A surprisingly standout performance comes from Stephen Peterson as Grantaire. Grantaire isn’t a character that’s talked about a lot, but Peterson’s anger and power makes him an actor hard to look away from. He is the dark part of the revolution - the serious (yet often drunk), realistic balance to Enjolras’s optimism, and Peterson plays this depth perfectly.
Back to Roemer as Valjean - he definitely holds his own and serves well as the story’s foundation. His voice is both solid and beautiful, but his emotions and actions don’t always match up in the first act, and there are points where it feels like he’s moving from one side of the stage to the other solely because he’s been directed to do so. But, that is all but forgotten as he starts singing ‘Bring Him Home’ in the second act. This is where Roemer really comes into his own with the combination of perfect tone and emotion. The night I attended, the audience began their loud and long applause before the final note was complete, and continued long after the orchestra started the next bit of transition music.
At heart, the power of Les Miserables comes from the strength of its ensemble. Although every voice onstage is impressive, there are times during some of the ensemble pieces in the first act that seem like the arrangements could be preparing to fall apart. Yet, the last note of ‘One Day More’ as the first act ends is so incredible, so perfect, so powerful and potent that there is no doubt these musicians have everything under control.
It might be obvious that I’m avoiding talking about two of the main characters. Honestly, it’s no fault of the actors that I don’t jump to talk about Jarod Hazzard’s Marius and Rebecca Meyer as Cosette. Hazzard and Meyer are solid in their roles and have lovely voices. Personally, though, Marius and Cosette have always bothered me. Perhaps it’s because I adore Eponine so think Marius is a fool for ignoring her. Perhaps it’s because they fall in love so fast after seeing each other for two minutes. Perhaps it’s because Cosette’s part is really high and I’ve always enjoyed alto parts more. Regardless, the whole love story kind of annoys me, so I never get caught up in ‘A Heart Full of Love’ until Eponine starts singing, and I have little emotion during the wedding.
That to say, Hazzard’s rendition of ‘Empty Chairs at Empty Tables,’ complete with Robin Hunts’s blocking and Steve Cordle’s lighting, is astounding. So much so that my notes, which tend to be decently extensive and detailed, simply say ‘Empty Chairs!!!! Holy freaking crap.’ Eloquent, I know (then again, my note about ‘Bring Him Home’ simply said ‘Yes. That. Yes.’ So, maybe eloquence isn’t my strong suit). In a show with too many highlights to talk about, Hazzard’s haunting and emotion-filled vocals make ‘Empty Chairs’ a moment that’s hard to forget.

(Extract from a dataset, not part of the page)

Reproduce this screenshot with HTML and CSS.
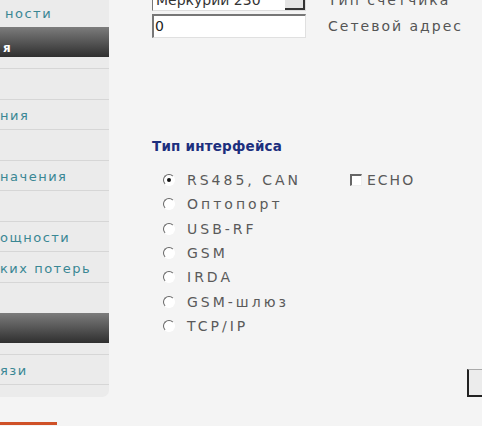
FILE: index.html
```html
<!DOCTYPE html>
<html lang="ru">
<head>
<meta charset="utf-8">
<title>Параметры</title>
<link rel="stylesheet" href="styles.css">
</head>
<body>
<div class="page">
  <aside class="side">
    <div class="menu">
      <div class="item top"><span>ности</span></div>
      <div class="head"><span>я</span></div>
      <div class="sec">
        <div class="row"></div>
        <div class="row"><span>ния</span></div>
        <div class="row"></div>
        <div class="row"><span>начения</span></div>
        <div class="row"></div>
        <div class="row"><span>ощности</span></div>
        <div class="row"><span>ких потерь</span></div>
      </div>
      <div class="gap"></div>
      <div class="head"></div>
      <div class="sec last">
        <div class="row"><span>язи</span></div>
      </div>
    </div>
    <div class="orange"></div>
  </aside>
  <main class="main">
    <div class="form">
      <div class="select"><span class="sel-text">Меркурий 230</span><span class="sel-btn"></span></div>
      <div class="label">Тип счетчика</div>
      <div class="input">0</div>
      <div class="label">Сетевой адрес</div>
    </div>
    <h3 class="title">Тип интерфейса</h3>
    <div class="iface">
      <ul class="radios">
        <li><span class="radio on"></span>RS485, CAN</li>
        <li><span class="radio"></span>Оптопорт</li>
        <li><span class="radio"></span>USB-RF</li>
        <li><span class="radio"></span>GSM</li>
        <li><span class="radio"></span>IRDA</li>
        <li><span class="radio"></span>GSM-шлюз</li>
        <li><span class="radio"></span>TCP/IP</li>
      </ul>
      <div class="echo"><span class="check"></span>ECHO</div>
    </div>
    <div class="btn-row"><span class="btn"></span></div>
  </main>
</div>
</body>
</html>
```
FILE: styles.css
```css
html, body {
  margin: 0;
  padding: 0;
  overflow: hidden;
  background: #f4f4f4;
}
body {
  width: 482px;
  height: 426px;
  font-family: "DejaVu Sans", Verdana, sans-serif;
}
.page {
  display: flex;
  height: 426px;
}
.side {
  width: 109px;
  flex: none;
  display: flex;
  flex-direction: column;
}
.menu {
  background: #ebebeb;
  height: 397px;
  border-bottom-right-radius: 7px;
  font-size: 13px;
  letter-spacing: 1.5px;
  color: #3a8794;
  white-space: nowrap;
}
.item.top {
  height: 27px;
  display: flex;
  align-items: center;
  padding-left: 5px;
}
.head {
  height: 30px;
  background: linear-gradient(#7c7c7c, #2f2f2f);
  color: #fff;
  font-weight: bold;
  font-size: 12px;
  display: flex;
  align-items: flex-end;
  padding-left: 3px;
  box-sizing: border-box;
  padding-bottom: 2px;
}
.sec {
  padding-top: 11px;
}
.row {
  height: 30.5px;
  box-sizing: border-box;
  border-top: 1px solid #d6d6d6;
  display: flex;
  align-items: center;
  padding-top: 3px;
}
.sec.last .row {
  border-bottom: 1px solid #d6d6d6;
  height: 31px;
}
.gap {
  height: 31px;
  border-top: 1px solid #d6d6d6;
  box-sizing: border-box;
}
.orange {
  margin-top: 25px;
  width: 57px;
  height: 3px;
  background: #cf5127;
}
.main {
  flex: 1;
  padding-left: 43px;
  display: flex;
  flex-direction: column;
  min-width: 0;
}
.form {
  margin-top: -11px;
  display: grid;
  grid-template-columns: 154px auto;
  column-gap: 22px;
  row-gap: 3px;
  align-items: center;
}
.select {
  height: 22px;
  box-sizing: border-box;
  background: #fff;
  border: 1px solid #777;
  border-right-color: #ddd;
  border-bottom-color: #ddd;
  display: flex;
  align-items: center;
  font-size: 14px;
  color: #333;
}
.sel-text {
  flex: 1;
  padding-left: 3px;
}
.sel-btn {
  width: 20px;
  height: 20px;
  box-sizing: border-box;
  background: #e4e4e4;
  border-right: 2px solid #333;
  border-bottom: 2px solid #333;
}
.input {
  height: 24px;
  box-sizing: border-box;
  background: #fff;
  border: 1px solid #e0e0e0;
  border-top: 2px solid #777;
  border-left: 2px solid #777;
  font-size: 14px;
  color: #222;
  line-height: 20px;
  padding-left: 1px;
}
.label {
  font-size: 14px;
  letter-spacing: 2px;
  color: #555;
  white-space: nowrap;
}
.title {
  margin: 100px 0 0;
  font-size: 13.5px;
  line-height: 16px;
  font-weight: bold;
  color: #1c2f7e;
  letter-spacing: 0.2px;
}
.iface {
  display: flex;
  margin-top: 14px;
}
.radios {
  list-style: none;
  margin: 0;
  padding: 0 0 0 11px;
  width: 187px;
}
.radios li {
  height: 24.3px;
  display: flex;
  align-items: center;
  font-size: 14px;
  letter-spacing: 3px;
  color: #5a5a5a;
  white-space: nowrap;
}
.radio {
  width: 10px;
  height: 10px;
  border-radius: 50%;
  background: #fff;
  border: 1px solid #fff;
  border-top-color: #666;
  border-left-color: #666;
  margin-right: 12px;
  position: relative;
  flex: none;
}
.radio.on::after {
  content: "";
  position: absolute;
  left: 3px;
  top: 3px;
  width: 4px;
  height: 4px;
  border-radius: 50%;
  background: #111;
}
.echo {
  display: flex;
  align-items: center;
  height: 24.3px;
  font-size: 14px;
  letter-spacing: 2px;
  color: #5a5a5a;
}
.check {
  width: 12px;
  height: 12px;
  box-sizing: border-box;
  background: #fff;
  border-top: 2px solid #666;
  border-left: 2px solid #666;
  border-right: 1px solid #eee;
  border-bottom: 1px solid #eee;
  margin-right: 5px;
}
.btn-row {
  display: flex;
  justify-content: flex-end;
  margin-top: 31px;
}
.btn {
  width: 30px;
  height: 28px;
  box-sizing: border-box;
  margin-right: -15px;
  background: #ececec;
  border-top: 1px solid #aaa;
  border-left: 2px solid #222;
  border-bottom: 2px solid #222;
}
```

Director Robin Hunt definitely had her work cut out for her and she delivered. The talent on stage, high quality technical aspects, and a functional and beautiful set show she is definitely worthy of the challenge. The talent of musical director Mitch Colgan also shines from the breathtaking orchestrations of the keyboardists and percussionists, to the outstanding vocals.
The technical aspects of this show are stars in their own right. The lighting design and set, specifically, are hard to look away from. The set includes the classic Les Miserables elements - giant turn table, constant haze, the flying bridge and backdrop, etc. Yet, the most incredible part of the set, by far, is the barricade. It’s made of 3 different parts, turns 360 degrees, and both sides are climbable. It’s the kind of barricade that’s an impressive feat for any theatre, but put it in the scope of a community theatre and it is particularly outstanding.

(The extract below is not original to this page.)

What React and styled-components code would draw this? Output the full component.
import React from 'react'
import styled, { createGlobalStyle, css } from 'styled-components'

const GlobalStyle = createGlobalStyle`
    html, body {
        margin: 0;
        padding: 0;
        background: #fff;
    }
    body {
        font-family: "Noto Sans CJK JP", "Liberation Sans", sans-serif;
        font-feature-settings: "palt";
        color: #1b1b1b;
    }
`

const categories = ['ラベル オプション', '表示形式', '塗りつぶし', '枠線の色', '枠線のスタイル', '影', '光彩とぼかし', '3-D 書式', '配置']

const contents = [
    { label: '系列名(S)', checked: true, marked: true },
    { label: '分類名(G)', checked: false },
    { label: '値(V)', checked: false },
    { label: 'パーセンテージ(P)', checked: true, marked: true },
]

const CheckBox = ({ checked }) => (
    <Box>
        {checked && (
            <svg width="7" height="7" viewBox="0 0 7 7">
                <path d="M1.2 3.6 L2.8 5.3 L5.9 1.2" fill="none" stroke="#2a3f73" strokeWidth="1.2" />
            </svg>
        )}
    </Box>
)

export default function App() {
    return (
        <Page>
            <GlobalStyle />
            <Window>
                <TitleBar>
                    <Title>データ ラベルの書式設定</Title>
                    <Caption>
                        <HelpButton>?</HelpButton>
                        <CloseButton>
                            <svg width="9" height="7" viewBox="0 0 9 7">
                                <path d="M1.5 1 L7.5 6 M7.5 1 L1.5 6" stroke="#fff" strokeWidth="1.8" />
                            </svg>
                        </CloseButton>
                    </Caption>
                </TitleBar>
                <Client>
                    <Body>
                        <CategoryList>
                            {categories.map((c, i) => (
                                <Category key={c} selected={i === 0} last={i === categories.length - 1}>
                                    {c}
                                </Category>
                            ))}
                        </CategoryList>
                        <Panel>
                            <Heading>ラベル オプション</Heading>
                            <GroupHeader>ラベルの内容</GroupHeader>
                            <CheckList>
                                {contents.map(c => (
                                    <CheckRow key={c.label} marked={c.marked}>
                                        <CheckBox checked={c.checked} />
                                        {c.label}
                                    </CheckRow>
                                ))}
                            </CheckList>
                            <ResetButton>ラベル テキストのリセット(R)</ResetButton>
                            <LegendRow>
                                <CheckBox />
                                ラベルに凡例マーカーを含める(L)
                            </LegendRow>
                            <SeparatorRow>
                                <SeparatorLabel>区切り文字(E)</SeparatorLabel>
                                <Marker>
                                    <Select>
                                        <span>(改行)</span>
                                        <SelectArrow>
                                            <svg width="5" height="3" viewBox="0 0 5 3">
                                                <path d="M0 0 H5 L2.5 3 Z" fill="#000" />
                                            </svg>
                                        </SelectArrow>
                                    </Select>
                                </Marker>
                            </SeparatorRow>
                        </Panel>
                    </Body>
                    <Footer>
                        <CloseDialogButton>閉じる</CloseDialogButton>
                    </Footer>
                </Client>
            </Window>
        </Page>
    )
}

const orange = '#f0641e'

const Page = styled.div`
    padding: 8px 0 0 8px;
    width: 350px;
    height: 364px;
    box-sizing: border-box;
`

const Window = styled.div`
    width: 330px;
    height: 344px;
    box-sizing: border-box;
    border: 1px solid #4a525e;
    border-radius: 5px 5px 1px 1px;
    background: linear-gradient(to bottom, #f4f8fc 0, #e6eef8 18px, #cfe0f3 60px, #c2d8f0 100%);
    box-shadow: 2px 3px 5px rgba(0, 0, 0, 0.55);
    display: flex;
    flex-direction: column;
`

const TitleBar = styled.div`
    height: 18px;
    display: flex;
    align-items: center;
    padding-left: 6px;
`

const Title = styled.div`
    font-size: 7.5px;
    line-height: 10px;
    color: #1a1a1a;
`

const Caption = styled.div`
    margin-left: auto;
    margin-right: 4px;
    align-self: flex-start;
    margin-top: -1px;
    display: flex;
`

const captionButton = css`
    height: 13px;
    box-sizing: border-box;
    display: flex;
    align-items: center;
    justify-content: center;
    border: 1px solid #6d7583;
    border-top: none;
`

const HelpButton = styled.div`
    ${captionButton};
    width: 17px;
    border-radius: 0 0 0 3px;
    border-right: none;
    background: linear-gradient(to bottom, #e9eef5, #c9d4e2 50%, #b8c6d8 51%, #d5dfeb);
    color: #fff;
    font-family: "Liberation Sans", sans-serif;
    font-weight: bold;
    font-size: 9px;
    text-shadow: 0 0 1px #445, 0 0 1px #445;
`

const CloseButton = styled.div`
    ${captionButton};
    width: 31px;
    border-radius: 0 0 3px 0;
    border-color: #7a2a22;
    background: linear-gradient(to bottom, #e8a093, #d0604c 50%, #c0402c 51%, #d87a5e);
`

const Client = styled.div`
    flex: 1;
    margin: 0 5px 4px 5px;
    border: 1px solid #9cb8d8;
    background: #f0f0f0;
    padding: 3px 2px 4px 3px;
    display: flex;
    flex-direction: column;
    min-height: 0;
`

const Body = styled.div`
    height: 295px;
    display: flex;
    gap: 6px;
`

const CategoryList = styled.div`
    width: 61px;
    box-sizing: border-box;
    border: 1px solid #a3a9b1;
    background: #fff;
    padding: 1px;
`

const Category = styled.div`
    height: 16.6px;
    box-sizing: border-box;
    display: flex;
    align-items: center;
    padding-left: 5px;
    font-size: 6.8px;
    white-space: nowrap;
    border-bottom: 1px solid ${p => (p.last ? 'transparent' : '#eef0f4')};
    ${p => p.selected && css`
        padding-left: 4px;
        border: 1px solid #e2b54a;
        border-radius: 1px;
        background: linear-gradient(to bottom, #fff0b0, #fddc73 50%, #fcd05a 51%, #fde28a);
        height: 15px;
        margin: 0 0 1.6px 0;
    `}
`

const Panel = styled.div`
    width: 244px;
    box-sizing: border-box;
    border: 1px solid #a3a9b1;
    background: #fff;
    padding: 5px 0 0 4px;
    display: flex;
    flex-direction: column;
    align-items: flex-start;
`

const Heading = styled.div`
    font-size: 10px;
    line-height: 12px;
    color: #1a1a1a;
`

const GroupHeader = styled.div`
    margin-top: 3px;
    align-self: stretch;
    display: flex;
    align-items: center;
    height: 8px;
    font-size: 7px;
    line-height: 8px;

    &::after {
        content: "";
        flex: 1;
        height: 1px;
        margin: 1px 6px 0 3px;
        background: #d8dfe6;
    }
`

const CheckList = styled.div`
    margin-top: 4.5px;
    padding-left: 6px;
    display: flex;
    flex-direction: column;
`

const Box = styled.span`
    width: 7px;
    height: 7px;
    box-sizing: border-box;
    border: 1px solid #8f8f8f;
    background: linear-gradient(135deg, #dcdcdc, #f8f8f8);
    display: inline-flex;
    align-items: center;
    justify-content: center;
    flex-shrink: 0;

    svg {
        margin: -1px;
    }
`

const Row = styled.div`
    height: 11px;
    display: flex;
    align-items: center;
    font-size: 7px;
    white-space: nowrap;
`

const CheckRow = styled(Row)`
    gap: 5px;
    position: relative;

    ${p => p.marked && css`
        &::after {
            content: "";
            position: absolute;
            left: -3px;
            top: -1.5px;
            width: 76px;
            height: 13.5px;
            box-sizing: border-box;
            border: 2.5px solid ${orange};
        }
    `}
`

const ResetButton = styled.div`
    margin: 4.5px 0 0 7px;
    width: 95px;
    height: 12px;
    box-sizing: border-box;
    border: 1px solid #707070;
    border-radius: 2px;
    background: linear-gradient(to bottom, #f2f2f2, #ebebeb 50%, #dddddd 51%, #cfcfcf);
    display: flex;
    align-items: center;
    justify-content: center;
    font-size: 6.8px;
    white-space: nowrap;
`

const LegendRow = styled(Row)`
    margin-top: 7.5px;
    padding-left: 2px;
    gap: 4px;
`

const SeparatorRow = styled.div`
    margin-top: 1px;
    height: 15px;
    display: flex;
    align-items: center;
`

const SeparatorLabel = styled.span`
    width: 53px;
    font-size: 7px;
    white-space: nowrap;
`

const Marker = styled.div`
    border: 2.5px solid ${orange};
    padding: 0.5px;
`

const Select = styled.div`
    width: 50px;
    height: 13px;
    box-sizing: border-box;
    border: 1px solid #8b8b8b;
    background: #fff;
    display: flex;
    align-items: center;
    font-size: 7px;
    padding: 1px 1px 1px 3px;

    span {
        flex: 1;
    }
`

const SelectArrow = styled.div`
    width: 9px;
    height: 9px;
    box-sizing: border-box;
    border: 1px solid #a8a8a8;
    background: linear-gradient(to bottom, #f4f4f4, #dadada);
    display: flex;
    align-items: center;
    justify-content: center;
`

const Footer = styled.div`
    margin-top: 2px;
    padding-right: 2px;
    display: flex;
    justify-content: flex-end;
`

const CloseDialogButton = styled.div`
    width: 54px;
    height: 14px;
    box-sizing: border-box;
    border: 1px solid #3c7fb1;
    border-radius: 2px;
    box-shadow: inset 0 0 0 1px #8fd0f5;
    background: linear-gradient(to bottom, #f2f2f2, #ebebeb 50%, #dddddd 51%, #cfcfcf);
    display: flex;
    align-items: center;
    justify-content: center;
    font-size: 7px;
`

The lighting system and design is another feature that is incredibly extensive for a community theatre. Without going into all the nerdy details, the lights are very cool, emphasize dramatic and emotional moments very well, and add a backdrop of professionalism to the experience. Amazingly, Eastlight’s production has one man who is responsible for both of these areas and more. Steve Cordle claims the titles of executive director, technical director, set design, lighting design, sound design, and sound operator. One of these positions is a big deal. To tackle all of them in a production this large and momentous is unheard of.

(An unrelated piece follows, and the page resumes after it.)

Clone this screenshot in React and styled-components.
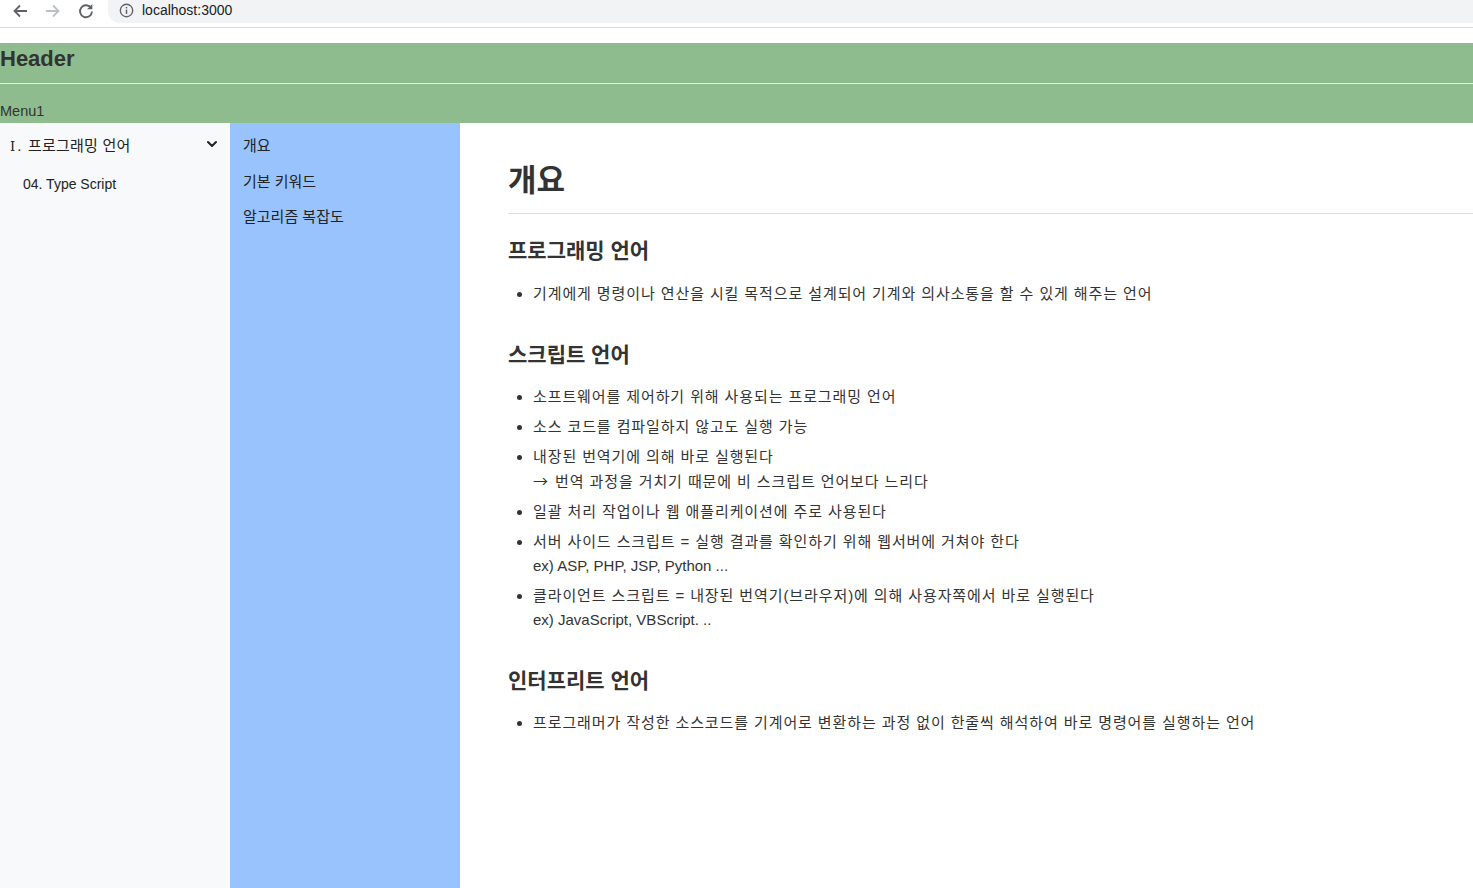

However, there were some technical problems the night I attended - some that were probably one-time things (like a stage hand getting caught in the light a couple times while putting the barricade in place), and others that were choices (such as some lighting cues that were programmed to come on or off suddenly when a fade would have suited the mood of the scene better). The sound was the biggest program of the night, though, with a couple bouts of feedback from the mics, some levels that made it hard to hear over the amazing orchestra, and an instance where an actor’s mic didn’t get shut off once he was backstage.
Yet, part of the charm of this particular rendition is that it is still community theatre. There are times where transitions are awkward, lapel microphones are grabbed when a fight breaks out, and actors look slightly startled when the turn table stops moving at least once. Instead of this ruining the ambience of the story, however, it adds to the awe of what these incredibly talented locals are pulling off. If I can sit in a high school auditorium and be astounded by the likes of Jason Morris and Mary Kate Smith to the same degree I’ve been astounded by the voices of professionals singing the same complicated music, there’s something very special happening. The audience seemed to agree as they were already on their feet before the cast even began their bows.
All that to say, it’s more than worth your time and $19. There’s an old adage that if something can play in Peoria, it can survive elsewhere. Les Miserables at Eastlight Theatre definitely plays in Peoria.
The show runs nightly Wednesday, June 27-Saturday, June 30 at 7:30 p.m. at 1401 E. Washington St., East Peoria, IL.